I mention all of this because Stirling Sake is just as much a sake purveyor as it is a Japanese restaurant. There are somewhere around 25 sakes offered on the restaurant’s menu, available in different sized pours (four-ounce, 12-ounce, and whole bottle are some of the more common sizes). There is shochu, too: a distilled spirit not unlike vodka, which can be made from any manner of fermented ingredient, including barley, sugarcane, or sweet potato.
Back to that food for a minute. Stirling Sake offers a fairly comprehensive overview of Japanese cuisine. There is sushi, naturally, a curated list of rolls that showcase the fish rather than the pyrotechnics of non-fish ingredients. There are sashimi selections, too.
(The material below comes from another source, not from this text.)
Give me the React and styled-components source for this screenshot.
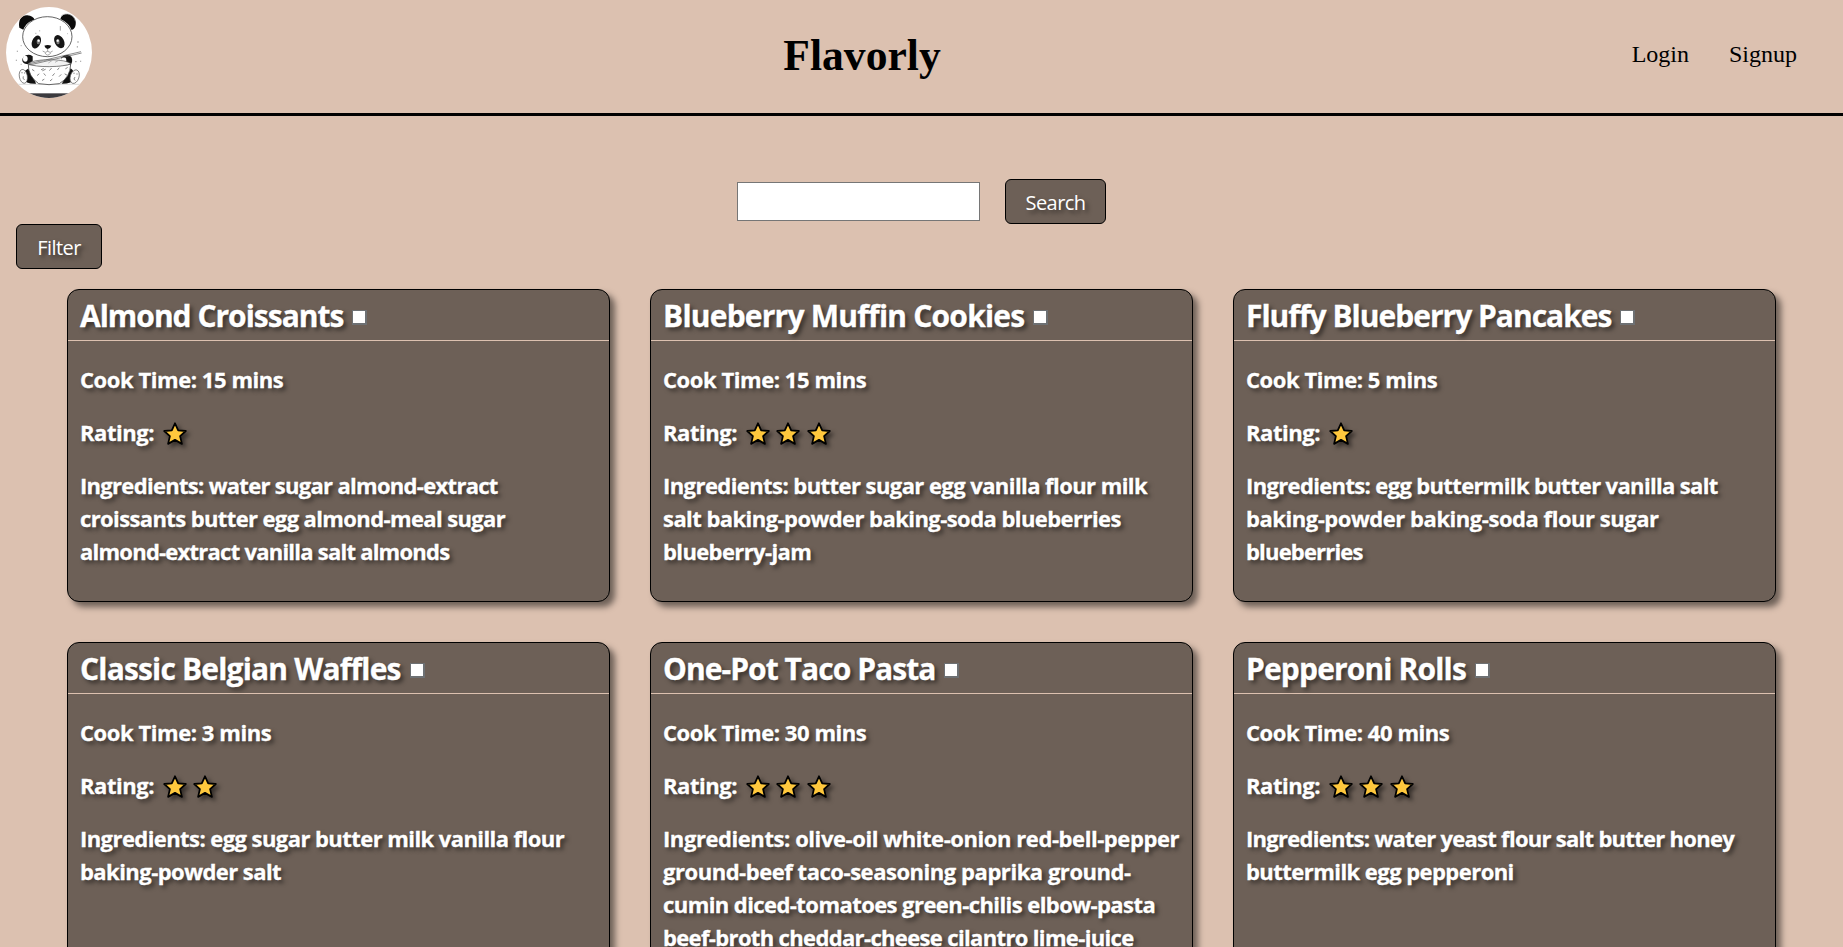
import React from "react";
import styled, { createGlobalStyle } from "styled-components";

const Global = createGlobalStyle`
  * { box-sizing: border-box; }
  html, body { margin: 0; height: 100%; overflow: hidden; background: #dcc1b0; }
`;

const Page = styled.div`
  width: 100%;
  min-height: 947px;
  background: #dcc1b0;
  font-family: "Open Sans", "Segoe UI", sans-serif;
`;

const Header = styled.header`
  display: grid;
  grid-template-columns: 150px 1fr 269px;
  height: 116px;
  border-bottom: 3px solid #000;
  font-family: "Liberation Serif", "Times New Roman", serif;
  color: #000;
`;

const Logo = styled.svg`
  width: 86px;
  height: 91px;
  margin: 7px 0 0 6px;
  display: block;
`;

const Brand = styled.h1`
  margin: 0;
  padding-top: 29px;
  text-align: center;
  font-size: 43.6px;
  line-height: 52px;
  font-weight: 700;
`;

const Nav = styled.nav`
  display: flex;
  justify-content: flex-end;
  gap: 40px;
  padding: 40px 46px 0 0;
  font-size: 24px;
  line-height: 28px;
`;

const NavLink = styled.a`
  color: #000;
`;

const SearchBar = styled.form`
  display: flex;
  justify-content: center;
  align-items: center;
  gap: 25px;
  height: 45px;
  margin-top: 63px;
`;

const SearchInput = styled.input`
  width: 243px;
  height: 39px;
  margin: 0;
  border: 1px solid #767676;
  border-radius: 0;
  background: #fff;
`;

const Button = styled.button`
  width: ${(p) => p.$width}px;
  height: 45px;
  padding: 2px 0 0;
  border: 1px solid #000;
  border-radius: 6px;
  background: #6d6057;
  color: #fff;
  font-family: inherit;
  font-size: 20px;
  letter-spacing: -0.55px;
  text-shadow: 3px 3px 4px rgba(0, 0, 0, 0.5);
`;

const FilterRow = styled.div`
  display: flex;
  padding-left: 16px;
`;

const Grid = styled.main`
  display: grid;
  grid-template-columns: repeat(3, 543px);
  grid-template-rows: 313px auto;
  gap: 40px;
  justify-content: center;
  margin-top: 20px;
`;

const Card = styled.article`
  border: 1px solid #000;
  border-radius: 12px;
  background: #6d6057;
  color: #fff;
  font-weight: 700;
  font-size: 22px;
  line-height: 33px;
  -webkit-text-stroke: 0.3px #fff;
  box-shadow: 5px 5px 6px rgba(0, 0, 0, 0.5);
  text-shadow: 3px 3px 4px rgba(0, 0, 0, 0.5);
`;

const CardTitle = styled.h2`
  display: flex;
  align-items: center;
  gap: 9px;
  height: 51px;
  margin: 0;
  padding: 0 12px;
  border-bottom: 1px solid #dcc1b0;
  font-size: 30px;
  letter-spacing: ${(p) => p.$track}px;
`;

const Marker = styled.span`
  width: 15px;
  height: 15px;
  margin-top: 5px;
  border: solid #6d7073;
  border-width: 1px 2px 2px 1px;
  background: #fff;
`;

const CardBody = styled.div`
  display: flex;
  flex-direction: column;
  gap: 20px;
  padding: 22px 12px 32px;
`;

const Fact = styled.p`
  display: flex;
  align-items: center;
  margin: 0;
  white-space: nowrap;
  letter-spacing: -0.44px;
`;

const Ingredients = styled.p`
  margin: 0;
  white-space: nowrap;
`;

const Line = styled.span`
  display: block;
  letter-spacing: ${(p) => p.$track}px;
`;

const Stars = styled.span`
  display: flex;
  gap: 6.3px;
  margin: 2px 0 0 9px;
`;

const StarIcon = styled.svg`
  width: 24px;
  height: 24px;
  filter: drop-shadow(3px 3px 2px rgba(0, 0, 0, 0.5));
`;

const Star = () => (
  <StarIcon viewBox="0 0 24 24">
    <path
      d="M12 1.3 15.2 8.3 22.8 9 17.1 14.1 18.9 21.9 12 17.9 5.1 21.9 6.9 14.1 1.2 9 8.8 8.3Z"
      fill="#ffc83d"
      stroke="#000"
      strokeWidth="1.8"
      strokeLinejoin="round"
    />
  </StarIcon>
);

const PandaLogo = () => (
  <Logo viewBox="18 20 258 273" preserveAspectRatio="none">
    <defs>
      <clipPath id="badge">
        <ellipse cx="147" cy="156.5" rx="129" ry="136.5" />
      </clipPath>
    </defs>
    <g clipPath="url(#badge)">
      <rect x="18" y="20" width="258" height="273" fill="#fff" />
      <path d="M30 252H264" stroke="#ddd" strokeWidth="3" />
      <rect x="18" y="279" width="258" height="16" fill="#3b3a3e" />
      <path d="M58 82C54 60 64 44 82 45C94 46 101 51 104 58C88 62 76 72 70 88Z" fill="#0b0b0b" />
      <path d="M181 56C184 44 196 39 207 42C223 46 231 62 226 78C223 86 219 89 214 88C209 74 197 63 181 56Z" fill="#0b0b0b" />
      <path d="M184 46C199 35 222 43 226 62" fill="none" stroke="#aaa" strokeWidth="2" />
      <ellipse cx="142" cy="109" rx="74" ry="60" fill="#fff" stroke="#444" strokeWidth="2.5" />
      <ellipse cx="109" cy="125" rx="13" ry="20" transform="rotate(22 109 125)" fill="#151515" />
      <ellipse cx="178" cy="124" rx="14" ry="21" transform="rotate(-28 178 124)" fill="#151515" />
      <ellipse cx="115" cy="124" rx="5" ry="8" fill="#777" />
      <ellipse cx="174" cy="124" rx="5" ry="8" fill="#777" />
      <circle cx="116" cy="121" r="3.5" fill="#fff" />
      <circle cx="173" cy="121" r="3.5" fill="#fff" />
      <path d="M133 136Q143 132 154 136Q151 145 143 146Q136 145 133 136Z" fill="#111" />
      <path d="M143 146V153M128 152Q136 160 143 153Q151 160 158 152M135 158Q143 171 152 158" fill="none" stroke="#777" strokeWidth="2" />
      <path d="M78 165Q66 170 67 182Q71 192 85 192L98 182V168Q88 161 78 165Z" fill="#151515" />
      <ellipse cx="76" cy="175" rx="7" ry="9" fill="#fff" />
      <path d="M184 171Q202 158 214 170Q220 182 212 194H184Z" fill="#151515" />
      <ellipse cx="191" cy="181" rx="8" ry="10" fill="#fff" />
      <path d="M84 205Q66 213 70 235Q76 251 108 250L96 218Z" fill="#111" />
      <path d="M212 204Q225 212 224 235Q214 251 185 250L205 220Z" fill="#111" />
      <ellipse cx="70" cy="228" rx="12" ry="21" transform="rotate(-10 70 228)" fill="#fff" stroke="#555" strokeWidth="2" />
      <ellipse cx="224" cy="229" rx="13" ry="21" transform="rotate(18 224 229)" fill="#fff" stroke="#555" strokeWidth="2" />
      <path d="M66 215V219M74 216V220M70 228Q66 236 74 238M222 217V221M231 219V223M225 230Q218 238 226 240" stroke="#888" strokeWidth="3" fill="none" />
      <path d="M85 192Q84 228 116 250Q147 256 178 250Q211 231 212 192Q148 203 85 192Z" fill="#fff" stroke="#444" strokeWidth="2.5" />
      <path d="M84 190Q97 179 147 178Q200 179 213 190Q195 198 148 199Q101 199 84 190Z" fill="#f2f2f2" stroke="#555" strokeWidth="2" />
      <path d="M84 191L243 154M88 194L245 158" stroke="#555" strokeWidth="2" />
      <path d="M122 184L137 178M145 188L157 180M165 186L178 179" stroke="#aaa" strokeWidth="2.5" />
      <path d="M97 208L102 211M124 208L130 205M128 211L136 207M149 210L154 204M173 208L177 203M197 205L202 202M112 225L117 221M132 220L136 225M151 241L156 237M158 226L163 220M178 228L183 223M195 221L200 224M127 240L132 237" stroke="#888" strokeWidth="3" strokeLinecap="round" />
      <path d="M181 77V91M119 90V93M106 99H109M234 122V128M232 137V142M52 151V155M62 136H65M49 178V182M62 192H65M225 184H230M242 181V185M201 100H203" stroke="#777" strokeWidth="2" />
    </g>
  </Logo>
);

const recipes = [
  {
    name: "Almond Croissants", track: -1, time: 15, rating: 1,
    lines: [["water sugar almond-extract", -0.7], ["croissants butter egg almond-meal sugar", -0.62], ["almond-extract vanilla salt almonds", -0.76]],
  },
  {
    name: "Blueberry Muffin Cookies", track: -0.78, time: 15, rating: 3,
    lines: [["butter sugar egg vanilla flour milk", -0.57], ["salt baking-powder baking-soda blueberries", -0.56], ["blueberry-jam", -0.62]],
  },
  {
    name: "Fluffy Blueberry Pancakes", track: -1, time: 5, rating: 1,
    lines: [["egg buttermilk butter vanilla salt", -0.65], ["baking-powder baking-soda flour sugar", -0.46], ["blueberries", -0.82]],
  },
  {
    name: "Classic Belgian Waffles", track: -0.82, time: 3, rating: 2,
    lines: [["egg sugar butter milk vanilla flour", -0.57], ["baking-powder salt", -0.55]],
  },
  {
    name: "One-Pot Taco Pasta", track: -0.95, time: 30, rating: 3,
    lines: [["olive-oil white-onion red-bell-pepper", -0.43], ["ground-beef taco-seasoning paprika ground-", -0.46], ["cumin diced-tomatoes green-chilis elbow-pasta", -0.57], ["beef-broth cheddar-cheese cilantro lime-juice", -0.65]],
  },
  {
    name: "Pepperoni Rolls", track: -0.85, time: 40, rating: 3,
    lines: [["water yeast flour salt butter honey", -0.72], ["buttermilk egg pepperoni", -0.55]],
  },
];

export default function App() {
  return (
    <Page>
      <Global />
      <Header>
        <PandaLogo />
        <Brand>Flavorly</Brand>
        <Nav>
          <NavLink>Login</NavLink>
          <NavLink>Signup</NavLink>
        </Nav>
      </Header>
      <SearchBar>
        <SearchInput />
        <Button type="button" $width={101}>Search</Button>
      </SearchBar>
      <FilterRow>
        <Button type="button" $width={86}>Filter</Button>
      </FilterRow>
      <Grid>
        {recipes.map((r) => (
          <Card key={r.name}>
            <CardTitle $track={r.track}>{r.name}<Marker /></CardTitle>
            <CardBody>
              <Fact>Cook Time: {r.time} mins</Fact>
              <Fact>Rating:<Stars>{Array.from({ length: r.rating }, (_, i) => <Star key={i} />)}</Stars></Fact>
              <Ingredients>
                {r.lines.map(([text, track], i) => (
                  <Line key={text} $track={track}>{i === 0 ? "Ingredients: " : ""}{text}</Line>
                ))}
              </Ingredients>
            </CardBody>
          </Card>
        ))}
      </Grid>
    </Page>
  );
}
Stirling Sake also places a heavy emphasis on noodles, which have their own dedicated category. In it, you’ll find compelling duck ramen, served with a yuzu salt-based broth and Crescent Farms duck from Long Island; a niki udon, served in a dashi broth with beef; and shirataki noodles, made from tofu, which float in a vegetable broth alongside cabbage, onion, carrot, bean, and mushroom.
Of the appetizers, the kaburamaki is particularly lovely: salmon, avocado, and fragrant shiso, all wrapped together in thinly sliced turnip. But the big eye tuna kakuni, simmered in soy sauce and ginger, is equally impressive.
There are vegetarian and vegan options for everyone (see those shirataki noodles, above), making Stirling Sake a flexible place that can suit a whole host of palates. But, more importantly, it can suit the intrepid drinker who wants to delve into the complexities of sake wholly and without hesitation. And to think, you don’t even need to leave the East End to do it.